MATERIALS PROVIDED:
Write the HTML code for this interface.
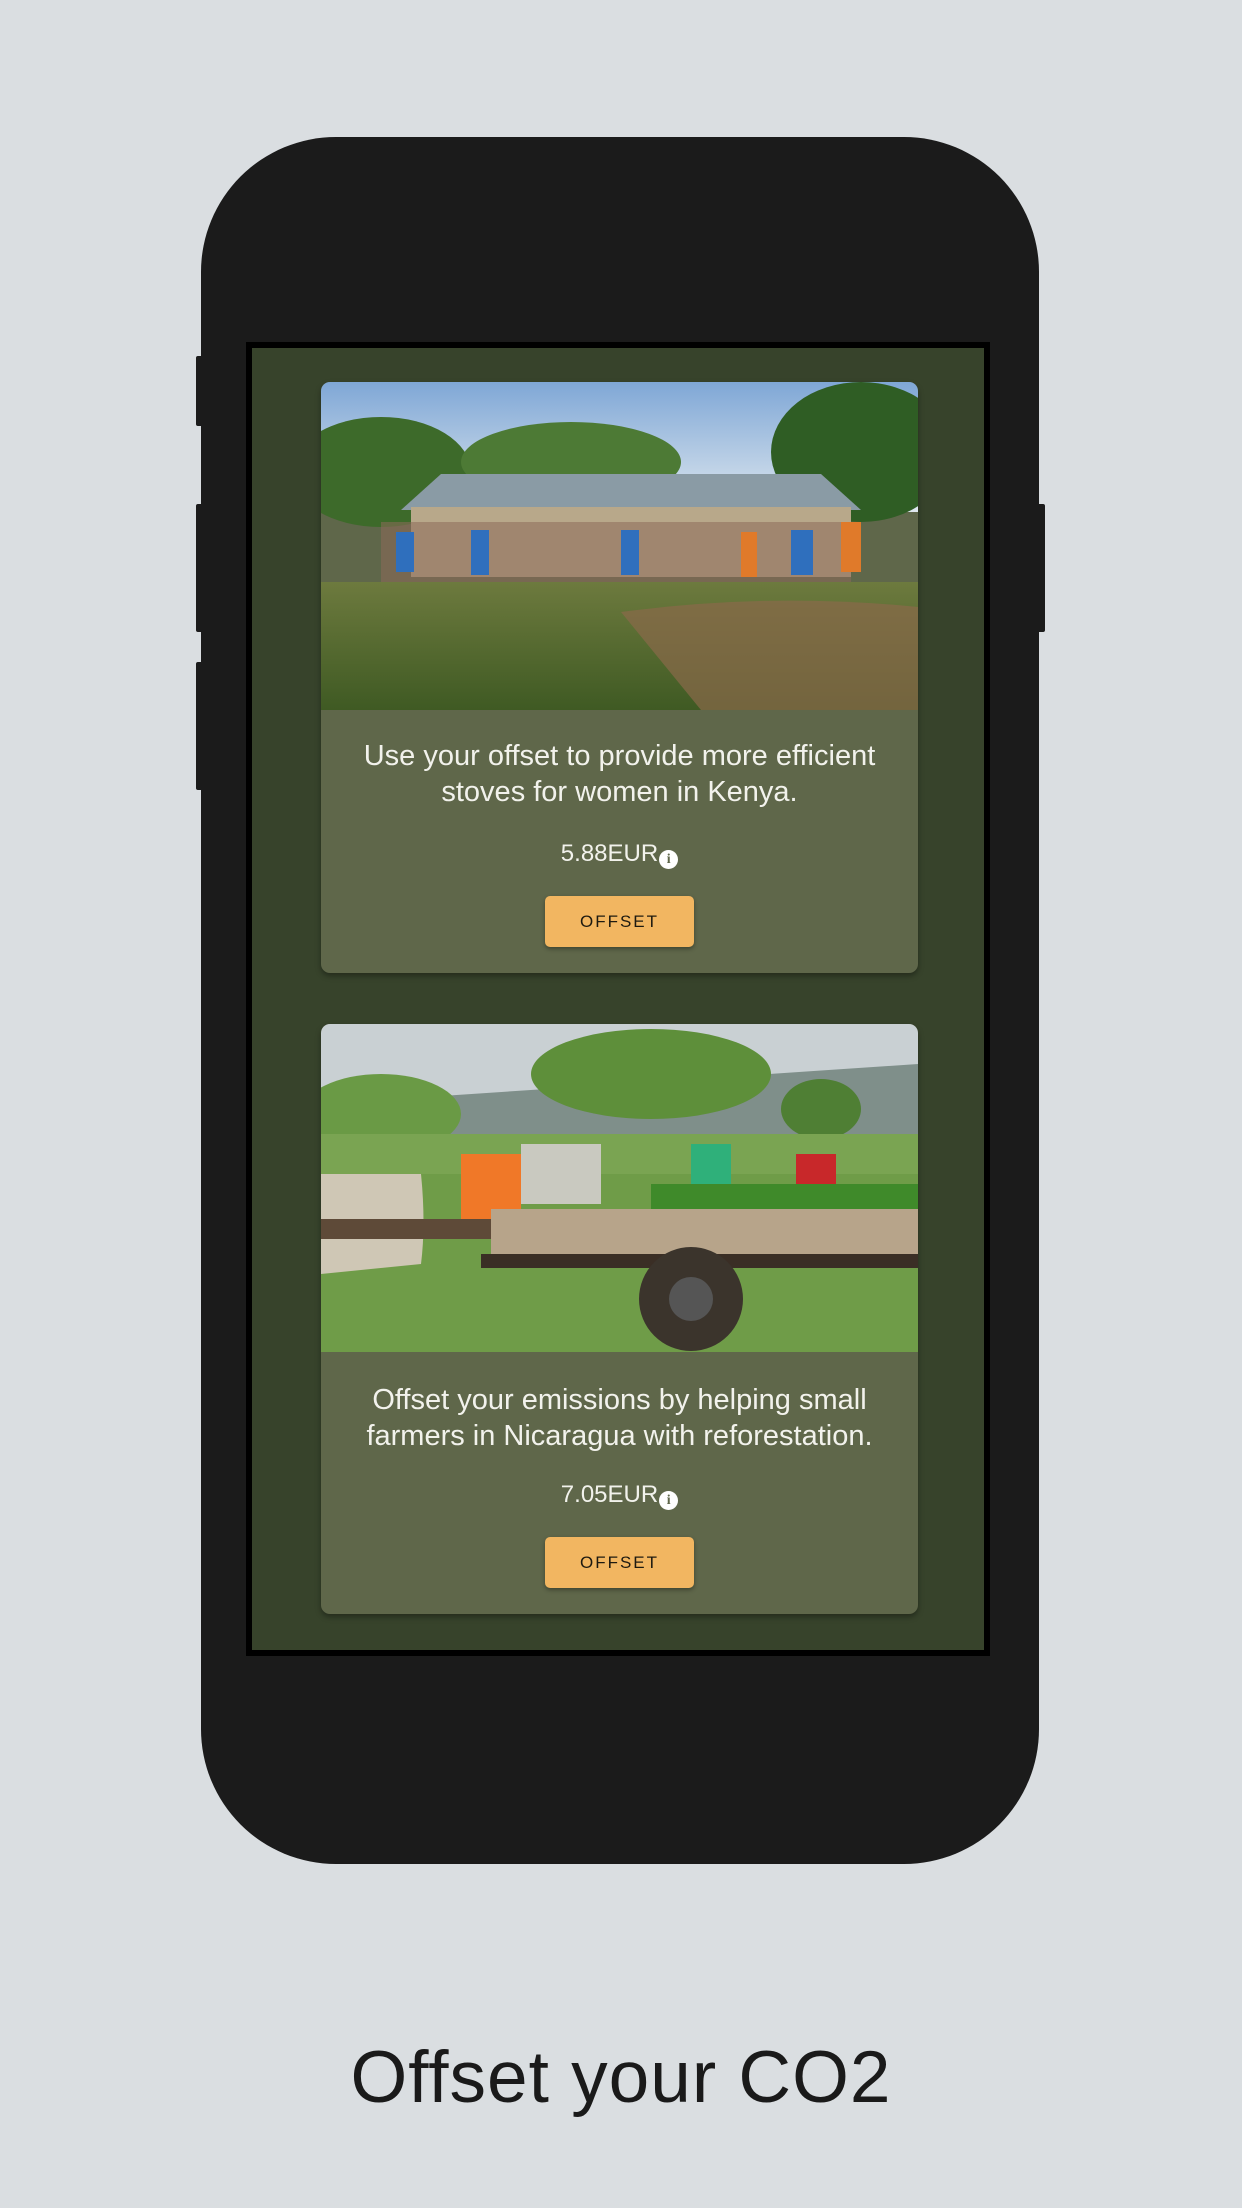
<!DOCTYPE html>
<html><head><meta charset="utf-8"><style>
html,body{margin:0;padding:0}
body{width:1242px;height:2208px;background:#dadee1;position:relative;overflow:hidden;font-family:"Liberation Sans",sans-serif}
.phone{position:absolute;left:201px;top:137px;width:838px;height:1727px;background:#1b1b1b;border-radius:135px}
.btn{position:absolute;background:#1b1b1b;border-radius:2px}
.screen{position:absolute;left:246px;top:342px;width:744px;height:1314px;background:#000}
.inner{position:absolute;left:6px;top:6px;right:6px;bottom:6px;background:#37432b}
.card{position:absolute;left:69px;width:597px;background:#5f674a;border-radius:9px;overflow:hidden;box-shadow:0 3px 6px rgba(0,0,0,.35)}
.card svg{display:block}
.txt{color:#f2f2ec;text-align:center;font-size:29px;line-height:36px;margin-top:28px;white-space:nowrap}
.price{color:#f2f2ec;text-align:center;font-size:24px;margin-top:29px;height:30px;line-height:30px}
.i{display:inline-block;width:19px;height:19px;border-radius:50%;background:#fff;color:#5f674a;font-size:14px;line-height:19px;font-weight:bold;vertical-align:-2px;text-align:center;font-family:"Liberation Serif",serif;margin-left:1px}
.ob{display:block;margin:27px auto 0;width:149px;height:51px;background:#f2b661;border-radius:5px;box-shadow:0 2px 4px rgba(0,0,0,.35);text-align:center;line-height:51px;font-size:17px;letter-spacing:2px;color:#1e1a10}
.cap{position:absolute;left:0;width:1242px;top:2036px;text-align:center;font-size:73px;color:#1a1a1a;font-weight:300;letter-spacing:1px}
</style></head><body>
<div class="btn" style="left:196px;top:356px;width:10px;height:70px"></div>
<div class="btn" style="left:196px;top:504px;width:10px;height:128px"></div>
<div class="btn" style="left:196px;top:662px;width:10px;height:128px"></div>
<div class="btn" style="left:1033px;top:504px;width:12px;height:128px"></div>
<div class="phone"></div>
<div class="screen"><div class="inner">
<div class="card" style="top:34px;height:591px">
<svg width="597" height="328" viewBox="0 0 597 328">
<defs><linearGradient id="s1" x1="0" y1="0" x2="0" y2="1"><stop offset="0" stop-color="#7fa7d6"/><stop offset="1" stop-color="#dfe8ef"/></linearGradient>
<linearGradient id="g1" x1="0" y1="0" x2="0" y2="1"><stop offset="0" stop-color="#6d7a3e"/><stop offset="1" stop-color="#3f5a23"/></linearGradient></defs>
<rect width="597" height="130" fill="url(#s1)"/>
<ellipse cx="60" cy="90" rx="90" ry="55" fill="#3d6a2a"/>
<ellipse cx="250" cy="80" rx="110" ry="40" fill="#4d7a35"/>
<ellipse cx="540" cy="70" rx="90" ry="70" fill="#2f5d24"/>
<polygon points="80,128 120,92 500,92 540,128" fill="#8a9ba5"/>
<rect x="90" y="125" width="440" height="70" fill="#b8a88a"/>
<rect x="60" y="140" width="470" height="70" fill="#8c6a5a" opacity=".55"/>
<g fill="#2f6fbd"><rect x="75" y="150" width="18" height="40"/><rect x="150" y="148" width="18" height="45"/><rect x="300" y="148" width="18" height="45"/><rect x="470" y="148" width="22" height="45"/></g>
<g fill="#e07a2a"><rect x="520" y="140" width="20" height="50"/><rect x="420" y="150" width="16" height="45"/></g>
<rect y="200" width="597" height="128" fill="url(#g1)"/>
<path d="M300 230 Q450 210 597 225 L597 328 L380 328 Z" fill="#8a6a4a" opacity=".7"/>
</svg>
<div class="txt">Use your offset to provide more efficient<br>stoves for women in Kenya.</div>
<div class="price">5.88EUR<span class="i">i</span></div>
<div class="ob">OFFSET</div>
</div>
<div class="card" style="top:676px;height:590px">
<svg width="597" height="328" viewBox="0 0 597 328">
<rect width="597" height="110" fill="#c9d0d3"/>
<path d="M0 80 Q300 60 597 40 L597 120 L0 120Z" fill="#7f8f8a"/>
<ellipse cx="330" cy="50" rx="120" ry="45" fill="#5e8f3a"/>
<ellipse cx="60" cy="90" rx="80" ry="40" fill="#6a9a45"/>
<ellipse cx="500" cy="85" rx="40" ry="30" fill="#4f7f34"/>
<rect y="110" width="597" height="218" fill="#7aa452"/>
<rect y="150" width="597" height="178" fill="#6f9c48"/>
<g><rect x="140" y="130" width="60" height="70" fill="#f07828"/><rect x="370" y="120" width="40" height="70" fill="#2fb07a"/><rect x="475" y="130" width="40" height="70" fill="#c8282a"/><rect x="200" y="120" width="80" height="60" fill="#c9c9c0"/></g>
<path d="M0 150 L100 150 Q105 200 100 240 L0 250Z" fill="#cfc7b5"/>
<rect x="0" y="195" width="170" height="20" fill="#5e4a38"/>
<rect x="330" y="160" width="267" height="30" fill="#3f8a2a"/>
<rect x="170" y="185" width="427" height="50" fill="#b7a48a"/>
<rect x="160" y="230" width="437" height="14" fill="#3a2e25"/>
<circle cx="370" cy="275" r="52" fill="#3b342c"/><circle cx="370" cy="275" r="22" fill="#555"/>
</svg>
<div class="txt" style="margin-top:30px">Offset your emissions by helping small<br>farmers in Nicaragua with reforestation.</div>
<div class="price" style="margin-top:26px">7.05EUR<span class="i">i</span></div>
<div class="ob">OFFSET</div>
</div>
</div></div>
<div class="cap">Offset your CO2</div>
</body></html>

* * *

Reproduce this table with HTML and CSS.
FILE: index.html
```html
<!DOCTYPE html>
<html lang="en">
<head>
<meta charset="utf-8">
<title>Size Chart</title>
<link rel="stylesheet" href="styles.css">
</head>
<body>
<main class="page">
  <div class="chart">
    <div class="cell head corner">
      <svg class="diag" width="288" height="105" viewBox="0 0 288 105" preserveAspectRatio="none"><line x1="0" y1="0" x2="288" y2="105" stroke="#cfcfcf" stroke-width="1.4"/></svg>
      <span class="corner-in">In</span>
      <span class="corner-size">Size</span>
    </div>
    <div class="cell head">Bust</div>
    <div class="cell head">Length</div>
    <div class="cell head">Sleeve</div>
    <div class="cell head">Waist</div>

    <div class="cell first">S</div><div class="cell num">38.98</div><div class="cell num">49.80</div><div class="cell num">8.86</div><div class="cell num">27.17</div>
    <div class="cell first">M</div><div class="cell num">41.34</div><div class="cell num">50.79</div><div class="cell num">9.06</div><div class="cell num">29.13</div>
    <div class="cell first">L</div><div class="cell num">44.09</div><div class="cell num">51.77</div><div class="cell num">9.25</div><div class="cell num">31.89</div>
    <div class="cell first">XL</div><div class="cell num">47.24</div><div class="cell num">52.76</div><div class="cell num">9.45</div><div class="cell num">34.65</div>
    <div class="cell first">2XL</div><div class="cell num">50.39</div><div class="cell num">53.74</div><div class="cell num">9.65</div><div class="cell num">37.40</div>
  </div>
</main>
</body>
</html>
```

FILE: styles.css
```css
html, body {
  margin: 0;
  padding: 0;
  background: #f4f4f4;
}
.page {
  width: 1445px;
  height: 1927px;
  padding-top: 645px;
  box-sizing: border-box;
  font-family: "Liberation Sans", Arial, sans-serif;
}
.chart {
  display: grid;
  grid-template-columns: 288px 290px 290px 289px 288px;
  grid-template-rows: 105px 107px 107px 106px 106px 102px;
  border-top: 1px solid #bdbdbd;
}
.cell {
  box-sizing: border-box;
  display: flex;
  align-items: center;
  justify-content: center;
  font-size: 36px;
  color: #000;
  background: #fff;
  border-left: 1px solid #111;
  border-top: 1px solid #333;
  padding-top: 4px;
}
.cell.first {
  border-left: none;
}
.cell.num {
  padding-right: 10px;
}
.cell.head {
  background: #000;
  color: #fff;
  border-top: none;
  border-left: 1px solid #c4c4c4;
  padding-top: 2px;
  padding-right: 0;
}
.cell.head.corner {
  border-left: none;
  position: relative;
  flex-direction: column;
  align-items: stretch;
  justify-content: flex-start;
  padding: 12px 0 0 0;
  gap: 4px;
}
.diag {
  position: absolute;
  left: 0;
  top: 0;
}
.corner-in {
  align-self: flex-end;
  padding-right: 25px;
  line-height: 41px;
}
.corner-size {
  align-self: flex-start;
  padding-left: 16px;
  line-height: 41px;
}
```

EXERCISE: Read the entries and pick out all lines that include the word "with".

REPLY TO THE EXERCISE:
<div class="txt" style="margin-top:30px">Offset your emissions by helping small<br>farmers in Nicaragua with reforestation.</div>
Reproduce this table with HTML and CSS.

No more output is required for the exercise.